[START Provided data]

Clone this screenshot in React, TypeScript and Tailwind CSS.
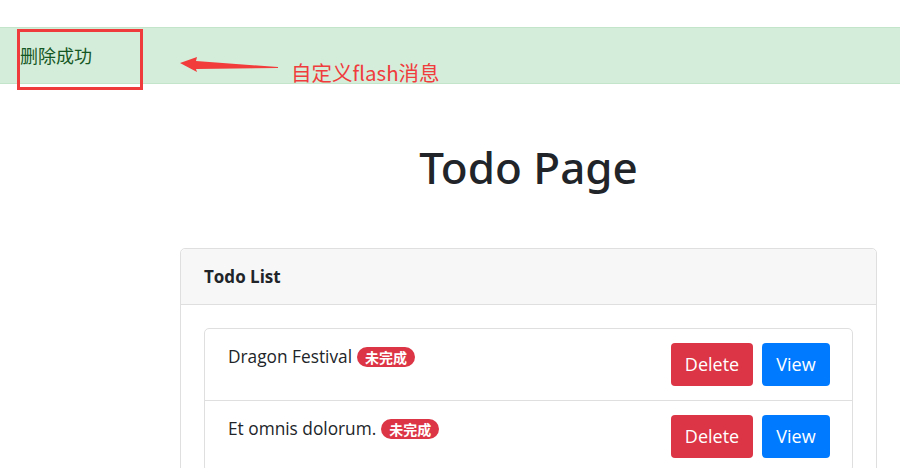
import React from 'react';

export default function App() {
  const todos = [
    { title: 'Dragon Festival', done: false },
    { title: 'Et omnis dolorum.', done: false },
  ];

  return (
    <div className="min-h-[468px] bg-white text-[#212529] overflow-hidden" style={{ fontFamily: '"Open Sans", "Noto Sans CJK SC", sans-serif' }}>
      <div className="h-[27px]" />

      {/* flash message */}
      <div className="relative h-[57px] bg-[#d4edda] border-y border-[#c3e6cb] flex items-center px-5">
        <span className="text-[18px] text-[#155724]" style={{ fontFamily: '"Noto Sans CJK SC", sans-serif' }}>删除成功</span>
        <div className="absolute left-[17px] top-[1px] w-[126px] h-[61px] border-[3px] border-[#ef3b3b]" />
        <svg className="absolute left-[178px] top-[28px]" width="104" height="18" viewBox="0 0 104 18">
          <polygon points="2,7 19,1 18,5 100,11 100,12 18,13 19,16" fill="#f23b3b" />
        </svg>
        <span className="absolute left-[291px] top-[30px] text-[20.5px] leading-[28px] text-[#f03c3c]" style={{ fontFamily: '"Noto Sans CJK SC", sans-serif' }}>
          自定义flash消息
        </span>
      </div>

      <div className="pl-[180px] pr-[23px]">
        <h1 className="text-center text-[44px] leading-[52px] font-medium mt-[57px] mb-[55px]" style={{ fontFamily: '"Noto Sans", sans-serif' }}>
          Todo Page
        </h1>

        <div className="border border-[#dfdfdf] rounded-[5px]">
          <div className="h-[56px] bg-[#f7f7f7] border-b border-[#dfdfdf] px-[23px] flex items-center rounded-t-[5px]">
            <span className="text-[17px] font-bold">Todo List</span>
          </div>
          <div className="p-[23px]">
            <div className="border border-[#dfdfdf] rounded-[5px]">
              {todos.map((t, i) => (
                <div
                  key={i}
                  className={`h-[71px] pl-[23px] pr-[22px] pt-[14px] flex justify-between items-start ${i > 0 ? 'border-t border-[#dfdfdf]' : ''}`}
                >
                  <div className="flex items-center h-[28px] text-[17.3px]">
                    <span>{t.title}</span>
                    <span
                      className="ml-[5px] bg-[#dc3545] text-white text-[14px] font-bold leading-none rounded-full px-[8px] py-[3px]"
                      style={{ fontFamily: '"Noto Sans CJK SC", sans-serif' }}
                    >
                      未完成
                    </span>
                  </div>
                  <div className="flex gap-[9px]">
                    <button className="w-[82px] h-[43px] bg-[#dc3545] text-white text-[18px] rounded-[4px]">Delete</button>
                    <button className="w-[68px] h-[43px] bg-[#007bff] text-white text-[18px] rounded-[4px]">View</button>
                  </div>
                </div>
              ))}
            </div>
          </div>
        </div>
      </div>
    </div>
  );
}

[END Provided data]

What the exercise asks. Go through the listing above and quote it exactly, apart from its images.

Answer in full.
Clone this screenshot in React, TypeScript and Tailwind CSS.
import React from 'react';

export default function App() {
  const todos = [
    { title: 'Dragon Festival', done: false },
    { title: 'Et omnis dolorum.', done: false },
  ];

  return (
    <div className="min-h-[468px] bg-white text-[#212529] overflow-hidden" style={{ fontFamily: '"Open Sans", "Noto Sans CJK SC", sans-serif' }}>
      <div className="h-[27px]" />

      {/* flash message */}
      <div className="relative h-[57px] bg-[#d4edda] border-y border-[#c3e6cb] flex items-center px-5">
        <span className="text-[18px] text-[#155724]" style={{ fontFamily: '"Noto Sans CJK SC", sans-serif' }}>删除成功</span>
        <div className="absolute left-[17px] top-[1px] w-[126px] h-[61px] border-[3px] border-[#ef3b3b]" />
        <svg className="absolute left-[178px] top-[28px]" width="104" height="18" viewBox="0 0 104 18">
          <polygon points="2,7 19,1 18,5 100,11 100,12 18,13 19,16" fill="#f23b3b" />
        </svg>
        <span className="absolute left-[291px] top-[30px] text-[20.5px] leading-[28px] text-[#f03c3c]" style={{ fontFamily: '"Noto Sans CJK SC", sans-serif' }}>
          自定义flash消息
        </span>
      </div>

      <div className="pl-[180px] pr-[23px]">
        <h1 className="text-center text-[44px] leading-[52px] font-medium mt-[57px] mb-[55px]" style={{ fontFamily: '"Noto Sans", sans-serif' }}>
          Todo Page
        </h1>

        <div className="border border-[#dfdfdf] rounded-[5px]">
          <div className="h-[56px] bg-[#f7f7f7] border-b border-[#dfdfdf] px-[23px] flex items-center rounded-t-[5px]">
            <span className="text-[17px] font-bold">Todo List</span>
          </div>
          <div className="p-[23px]">
            <div className="border border-[#dfdfdf] rounded-[5px]">
              {todos.map((t, i) => (
                <div
                  key={i}
                  className={`h-[71px] pl-[23px] pr-[22px] pt-[14px] flex justify-between items-start ${i > 0 ? 'border-t border-[#dfdfdf]' : ''}`}
                >
                  <div className="flex items-center h-[28px] text-[17.3px]">
                    <span>{t.title}</span>
                    <span
                      className="ml-[5px] bg-[#dc3545] text-white text-[14px] font-bold leading-none rounded-full px-[8px] py-[3px]"
                      style={{ fontFamily: '"Noto Sans CJK SC", sans-serif' }}
                    >
                      未完成
                    </span>
                  </div>
                  <div className="flex gap-[9px]">
                    <button className="w-[82px] h-[43px] bg-[#dc3545] text-white text-[18px] rounded-[4px]">Delete</button>
                    <button className="w-[68px] h-[43px] bg-[#007bff] text-white text-[18px] rounded-[4px]">View</button>
                  </div>
                </div>
              ))}
            </div>
          </div>
        </div>
      </div>
    </div>
  );
}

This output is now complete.